Operators were evaluating what to do when the pipe burst.
That’s not negligent, BP says in the filing by attorney Jeff Feldman. Sometimes, BP says, the best course of action with a frozen pipe is simply to wait until it thaws naturally in the Arctic summer.
No one figured that a pipeline “that had performed flawlessly for decades was at risk of stoppage, freezing, and ultimately rupturing,” BP says.
 Prosecutors say their main witness will be Matt Goers, the resident agent in charge for the Environmental Protection Agency’s criminal division.
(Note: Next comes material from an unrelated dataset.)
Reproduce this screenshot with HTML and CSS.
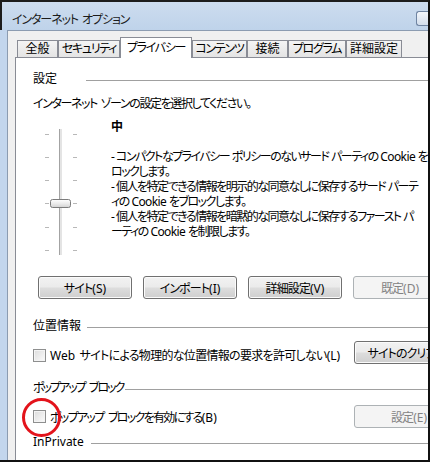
FILE: index.html
```html
<!DOCTYPE html>
<html lang="ja">
<head>
<meta charset="utf-8">
<title>インターネット オプション</title>
<link rel="stylesheet" href="styles.css">
</head>
<body>
<div class="window">
  <div class="titlebar">
    <span class="title">インターネット オプション</span>
    <span class="help"></span>
  </div>
  <div class="frame">
    <div class="client">
      <div class="tabs">
        <div class="tab w1">全般</div>
        <div class="tab kana w2">セキュリティ</div>
        <div class="tab kana tab-sel w3">プライバシー</div>
        <div class="tab kana w4">コンテンツ</div>
        <div class="tab w5">接続</div>
        <div class="tab kana w6">プログラム</div>
        <div class="tab w7">詳細設定</div>
      </div>
      <div class="page">
        <div class="group-head head-settings"><span>設定</span></div>
        <div class="instruction">インターネット ゾーンの設定を選択してください。</div>
        <div class="slider-area">
          <svg class="slider" width="78" height="145" viewBox="0 0 78 145">
            <defs>
              <linearGradient id="thumbg" x1="0" y1="0" x2="0" y2="1">
                <stop offset="0" stop-color="#ffffff"/>
                <stop offset="0.5" stop-color="#ececec"/>
                <stop offset="1" stop-color="#d2d2d2"/>
              </linearGradient>
            </defs>
            <g fill="#b8b8b8">
              <rect x="12" y="15" width="4" height="1"/>
              <rect x="12" y="38" width="4" height="1"/>
              <rect x="12" y="61" width="4" height="1"/>
              <rect x="12" y="84" width="4" height="1"/>
              <rect x="12" y="108" width="4" height="1"/>
              <rect x="12" y="131" width="4" height="1"/>
              <rect x="40" y="15" width="4" height="1"/>
              <rect x="40" y="38" width="4" height="1"/>
              <rect x="40" y="61" width="4" height="1"/>
              <rect x="40" y="84" width="4" height="1"/>
              <rect x="40" y="108" width="4" height="1"/>
              <rect x="40" y="131" width="4" height="1"/>
            </g>
            <rect x="26" y="10" width="1" height="126" fill="#a3a3a3"/>
            <rect x="27" y="10" width="2" height="126" fill="#e4e4e4"/>
            <rect x="17.5" y="80.5" width="20" height="8" rx="2" fill="url(#thumbg)" stroke="#7c7c7c"/>
          </svg>
          <div class="desc">
            <div class="level">中</div>
            <div class="desc-lines">
              <div>- コンパクトなプライバシー ポリシーのないサード パーティの <span class="lat">Cookie</span> をブ</div>
              <div>ロックします。</div>
              <div>- 個人を特定できる情報を明示的な同意なしに保存するサード パーテ</div>
              <div>ィの <span class="lat">Cookie</span> をブロックします。</div>
              <div>- 個人を特定できる情報を暗黙的な同意なしに保存するファースト パ</div>
              <div>ーティの <span class="lat">Cookie</span> を制限します。</div>
            </div>
          </div>
        </div>
        <div class="btn-row">
          <button class="btn">サイト<span class="lat">(S)</span></button>
          <button class="btn">インポート<span class="lat">(I)</span></button>
          <button class="btn">詳細設定<span class="lat">(V)</span></button>
          <button class="btn btn-disabled">既定<span class="lat">(D)</span></button>
        </div>

        <div class="group-head head-location"><span>位置情報</span></div>
        <div class="opt-row">
          <label class="check check-low"><span class="box"></span><span class="check-text-web"><span class="lat">Web</span> サイトによる物理的な位置情報の要求を許可しない<span class="lat">(L)</span></span></label>
          <button class="btn">サイトのクリア<span class="lat">(C)</span></button>
        </div>

        <div class="group-head head-popup"><span>ポップアップ ブロック</span></div>
        <div class="opt-row opt-row-2">
          <label class="check"><span class="box box-marked"></span><span class="check-text-popup">ポップアップ ブロックを有効にする<span class="lat">(B)</span></span></label>
          <button class="btn btn-disabled">設定<span class="lat">(E)</span></button>
        </div>

        <div class="group-head head-private"><span>InPrivate</span></div>
      </div>
    </div>
  </div>
</div>
</body>
</html>
```
FILE: styles.css
```css
* { box-sizing: border-box; }
html, body { margin: 0; padding: 0; background: #ffffff; }
body {
  font-family: "Noto Sans", "Noto Sans CJK JP", sans-serif;
  font-size: 12px;
  color: #000;
  font-feature-settings: "palt";
}

.lat { letter-spacing: 0; }

.window {
  width: 430px;
  height: 462px;
  border-top: 2px solid #1c1c1c;
  border-right: 2px solid #111;
  border-bottom: 2px solid #111;
  overflow: hidden;
  display: flex;
  flex-direction: column;
  background: #c3d6ed;
}

.titlebar {
  flex: none;
  height: 28px;
  display: flex;
  align-items: flex-start;
  padding-left: 10px;
  border-left: 2px solid #1c1c1c;
  background: linear-gradient(#cddcef, #bfd3ea);
}
.title {
  margin-top: 10px;
  line-height: 16px;
  font-size: 12px;
  color: #1b1b1b;
  letter-spacing: -1.1px;
  word-spacing: 2px;
}
.help {
  margin-left: auto;
  margin-top: 9px;
  width: 12px;
  height: 15px;
  border: 1px solid #6f84a2;
  border-right: none;
  border-radius: 3px 0 0 3px;
  background: linear-gradient(#f3f6fb, #d2ddeb);
}

.frame {
  flex: 1;
  display: flex;
  padding-left: 7px;
  min-height: 0;
}
.client {
  flex: 1;
  display: flex;
  flex-direction: column;
  background: #f0f0f0;
  border-left: 1px solid #8c9cb1;
  border-top: 1px solid #8c9cb1;
  padding: 6px 0 0 7px;
  min-width: 0;
}

.tabs {
  flex: none;
  height: 20px;
  display: flex;
  align-items: flex-end;
  padding-left: 2px;
}
.tab {
  height: 17px;
  border: 1px solid #898c95;
  border-bottom: none;
  background: linear-gradient(#f4f4f4, #e4e4e4);
  text-align: center;
  line-height: 16px;
  white-space: nowrap;
}
.kana { letter-spacing: -1.3px; }
.tab-sel {
  position: relative;
  z-index: 1;
  height: 21px;
  margin-bottom: -1px;
  background: #ffffff;
  line-height: 19px;
}
.w1 { width: 41px; }
.w2 { width: 62px; }
.w3 { width: 72px; }
.w4 { width: 55px; }
.w5 { width: 41px; }
.w6 { width: 58px; }
.w7 { width: 56px; }

.page {
  flex: 1;
  background: #ffffff;
  border-left: 1px solid #898c95;
  border-top: 1px solid #898c95;
  padding-left: 17px;
  white-space: nowrap;
  min-width: 0;
}

.group-head {
  display: flex;
  align-items: center;
  height: 16px;
  line-height: 16px;
}
.group-head::after {
  content: "";
  flex: 1;
  height: 1px;
  margin-top: 2px;
  background: #a0a0a0;
}
.head-settings { margin-top: 13px; }
.head-settings::after { margin-left: 29px; }
.head-location { margin-top: 19px; }
.head-location::after { margin-left: 6px; }
.head-popup { margin-top: 16px; letter-spacing: -2px; word-spacing: 3px; }
.head-popup::after { margin-left: 2px; }
.head-private { margin-top: 6px; }
.head-private::after { margin-left: 7px; }

.instruction {
  margin-top: 9px;
  line-height: 16px;
  letter-spacing: -1.4px;
  word-spacing: 2px;
}

.slider-area {
  margin-top: 7px;
  height: 157px;
  display: flex;
}
.slider { flex: none; display: block; }
.desc { line-height: 15px; }
.level { font-weight: bold; }
.desc-lines { margin-top: 15px; letter-spacing: -1.5px; word-spacing: 1px; }
.desc-lines .lat { letter-spacing: -0.6px; }

.btn-row {
  display: flex;
  gap: 11px;
  padding-left: 5px;
  height: 23px;
}
.btn {
  flex: none;
  width: 94px;
  height: 23px;
  padding: 0;
  border: 1px solid #707070;
  border-radius: 3px;
  background: linear-gradient(#f2f2f2 0%, #ebebeb 48%, #dddddd 52%, #cfcfcf 100%);
  box-shadow: inset 0 0 0 1px #fbfbfb;
  font: inherit;
  font-feature-settings: "palt";
  letter-spacing: -0.9px;
  color: #000;
  white-space: nowrap;
}
.opt-row .btn { width: 110px; }
.btn-disabled {
  border-color: #adb2b5;
  background: #f4f4f4;
  box-shadow: none;
  color: #838383;
}

.opt-row {
  margin-top: 7px;
  display: grid;
  grid-template-columns: 321px 110px;
  height: 23px;
}
.opt-row-2 { margin-top: 9px; }
.check {
  display: flex;
  align-items: center;
  gap: 4px;
}
.check-low { padding-top: 5px; }
.check-text-web { letter-spacing: -0.7px; word-spacing: 2px; }
.check-text-popup { letter-spacing: -1.7px; word-spacing: 3px; }
.box {
  position: relative;
  flex: none;
  width: 13px;
  height: 13px;
  border: 1px solid #8e8f8f;
  background: linear-gradient(135deg, #dcdcdc, #fbfbfb);
  box-shadow: inset 0 0 0 1px #f4f4f4;
}
.box-marked::after {
  content: "";
  position: absolute;
  left: -12px;
  top: -13px;
  width: 33px;
  height: 33px;
  border: 3px solid #e3131b;
  border-radius: 50%;
}
```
He also was the lead agent on the 2007 case.
The government says the judge also will hear from a former BP employee, Phil Dziubinski, who served as BP’s compliance and ethics officer after the 2006 spill until 2010.
Dziubinski has raised serious concerns about BP’s management culture and operations, prosecutors said, repeating in their filing what he wrote in an April 2010 letter to prosecutors, BP’s probation officer and others.
Budget constraints shortchanged maintenance and led to problems at the Lisburne Production Center, Dziubinski told the feds.
Dziubinski compared the cost challenges at Lisburne to those at BP’s Texas City refinery, where BP was accused of neglecting worker safety and environmental safeguards to save money before a 2005 explosion that killed 15 people.
The 2009 spill is evidence “BP management lacks the capability to manage the integrity of the North Slope production facilities,” Dziubinski concluded.
BP says that characterization is wrong.
“We don’t think this event indicates mismanagement at all,” Steve Rinehart, BP spokesman in Alaska, said in an interview. “We think that we were operating this facility properly and the pipeline itself was in demonstrated, good mechanical condition.”
BP maintains high standards in Alaska, he said.
After the 2006 spill, BP spent more than $500 million upgrading and replacing pipelines and putting in place a new leak detection system.
The spill was cleaned up and the area resodded with native plants, BP says.
The probation hearing is expected to take at least four days and involve a number of  BP employees testifying for the company.